Goldie Colwell was an American film actress and journalist who starred in more than 80 films during Hollywood's silent era. She was Tom Mix's leading lady in many Selig westerns.

Biography 
Goldie was born in Tecumseh, Kansas, to John Colwell and Celia Pearson. The family eventually relocated to Los Angeles, where Goldie began working as an actress around 1911; her first credited role was in Joseph A. Golden and Tom Mix's Why the Sheriff Is a Bachelor.

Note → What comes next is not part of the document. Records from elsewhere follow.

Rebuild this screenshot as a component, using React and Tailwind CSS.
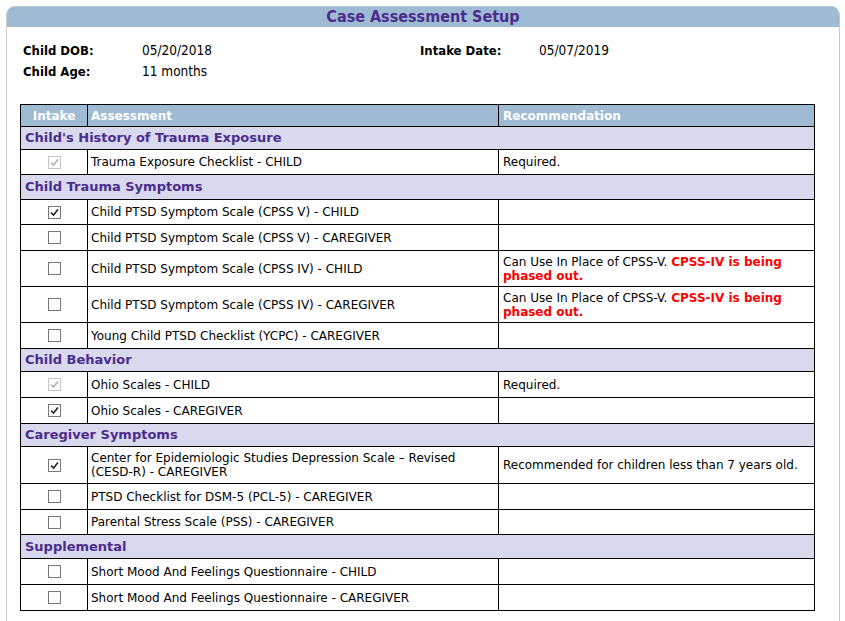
import React from "react";

const Box = ({ state }) => {
  const border = state === "disabled" ? "border-[#c4c4c4]" : "border-[#777]";
  return (
    <span className={`inline-flex items-center justify-center w-[13px] h-[13px] border ${border} bg-white align-middle`}>
      {state !== "none" && (
        <svg width="9" height="9" viewBox="0 0 9 9">
          <path d="M1 4.5 L3.5 7 L8 1.5" fill="none" stroke={state === "disabled" ? "#b0b0b0" : "#222"} strokeWidth="1.6" />
        </svg>
      )}
    </span>
  );
};

const Section = ({ title, h }) => (
  <tr className={`${h} bg-[#d9d9ee]`}>
    <td colSpan={3} className="border border-black px-[4px] font-bold text-[#4b2c8c] text-[13px] align-middle">{title}</td>
  </tr>
);

const Row = ({ box, name, rec, h }) => (
  <tr className={`${h} bg-white`}>
    <td className="border border-black text-center align-middle leading-none"><Box state={box} /></td>
    <td className="border border-black px-[3px] align-middle leading-[14px]">{name}</td>
    <td className="border border-black px-[4px] align-middle leading-[14px]">{rec}</td>
  </tr>
);

const Phase = () => (
  <>
    Can Use In Place of CPSS-V. <span className="font-bold text-[#ff0000]">CPSS-IV is being phased out.</span>
  </>
);

export default function App() {
  return (
    <div className="w-[845px] h-[621px] bg-white overflow-hidden pt-[6px] pl-[6px]" style={{ fontFamily: '"DejaVu Sans", Verdana, sans-serif' }}>
      <div className="w-[834px] h-[640px] border-x border-[#c8c8c8] rounded-t-[9px]">
        <div className="h-[21px] bg-[#9ebbd3] rounded-t-[8px] border-t border-[#b8c8d6] flex items-center justify-center">
          <span className="text-[16px] font-bold text-[#4b2c8c]" style={{ fontFamily: '"DejaVu Sans Condensed", "Liberation Sans Narrow", sans-serif' }}>Case Assessment Setup</span>
        </div>
        <div className="pl-[16px] pt-[13px] text-black" style={{ fontFamily: '"DejaVu Sans Condensed", "Liberation Sans", sans-serif' }}>
          <div className="flex h-[21px] items-center">
            <span className="w-[119px] font-bold text-[13px]">Child DOB:</span>
            <span className="w-[278px] text-[13.5px]">05/20/2018</span>
            <span className="w-[119px] font-bold text-[13px]">Intake Date:</span>
            <span className="text-[13.5px]">05/07/2019</span>
          </div>
          <div className="flex h-[21px] items-center">
            <span className="w-[119px] font-bold text-[13px]">Child Age:</span>
            <span className="text-[13.5px]">11 months</span>
          </div>
        </div>
        <div className="pl-[13px] pt-[22px]">
          <table className="border-collapse border border-black w-[794px] text-[12px] text-black table-fixed">
            <colgroup>
              <col className="w-[67px]" />
              <col className="w-[411px]" />
              <col className="w-[316px]" />
            </colgroup>
            <thead>
              <tr className="h-[22px] bg-[#9ebbd3] text-white font-bold text-[12px]">
                <th className="border border-black text-center font-bold">Intake</th>
                <th className="border border-black text-left px-[3px] font-bold">Assessment</th>
                <th className="border border-black text-left px-[4px] font-bold">Recommendation</th>
              </tr>
            </thead>
            <tbody>
              <Section title="Child's History of Trauma Exposure" h="h-[23px]" />
              <Row h="h-[25px]" box="disabled" name="Trauma Exposure Checklist - CHILD" rec="Required." />
              <Section title="Child Trauma Symptoms" h="h-[25px]" />
              <Row h="h-[25px]" box="checked" name="Child PTSD Symptom Scale (CPSS V) - CHILD" rec="" />
              <Row h="h-[26px]" box="none" name="Child PTSD Symptom Scale (CPSS V) - CAREGIVER" rec="" />
              <Row h="h-[36px]" box="none" name="Child PTSD Symptom Scale (CPSS IV) - CHILD" rec={<Phase />} />
              <Row h="h-[36px]" box="none" name="Child PTSD Symptom Scale (CPSS IV) - CAREGIVER" rec={<Phase />} />
              <Row h="h-[26px]" box="none" name="Young Child PTSD Checklist (YCPC) - CAREGIVER" rec="" />
              <Section title="Child Behavior" h="h-[23px]" />
              <Row h="h-[26px]" box="disabled" name="Ohio Scales - CHILD" rec="Required." />
              <Row h="h-[26px]" box="checked" name="Ohio Scales - CAREGIVER" rec="" />
              <Section title="Caregiver Symptoms" h="h-[23px]" />
              <Row h="h-[37px]" box="checked" name={<>Center for Epidemiologic Studies Depression Scale – Revised<br />(CESD-R) - CAREGIVER</>} rec="Recommended for children less than 7 years old." />
              <Row h="h-[26px]" box="none" name="PTSD Checklist for DSM-5 (PCL-5) - CAREGIVER" rec="" />
              <Row h="h-[25px]" box="none" name="Parental Stress Scale (PSS) - CAREGIVER" rec="" />
              <Section title="Supplemental" h="h-[24px]" />
              <Row h="h-[26px]" box="none" name="Short Mood And Feelings Questionnaire - CHILD" rec="" />
              <Row h="h-[26px]" box="none" name="Short Mood And Feelings Questionnaire - CAREGIVER" rec="" />
            </tbody>
          </table>
        </div>
      </div>
    </div>
  );
}
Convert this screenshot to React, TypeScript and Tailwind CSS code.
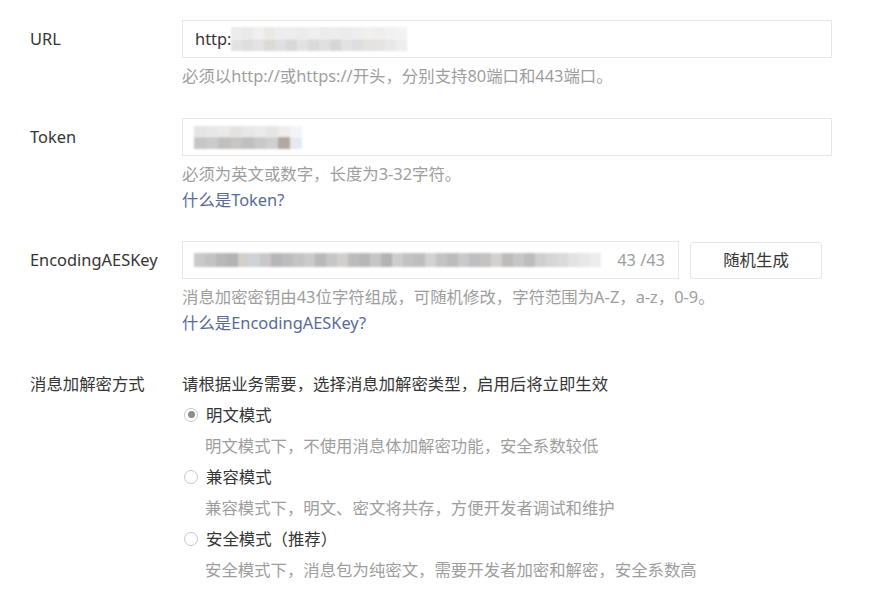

She was employed at Selig as Tom Mix's leading lady in dozens of westerns before heading to David Horsley's Centaur Film Company, where she continued to take on starring roles.

After retiring from acting around 1919, she became a magazine editor, heading up a new publication called The Spotlight. She also wrote for The Pomona Bulletin and The Santa Ana Daily News.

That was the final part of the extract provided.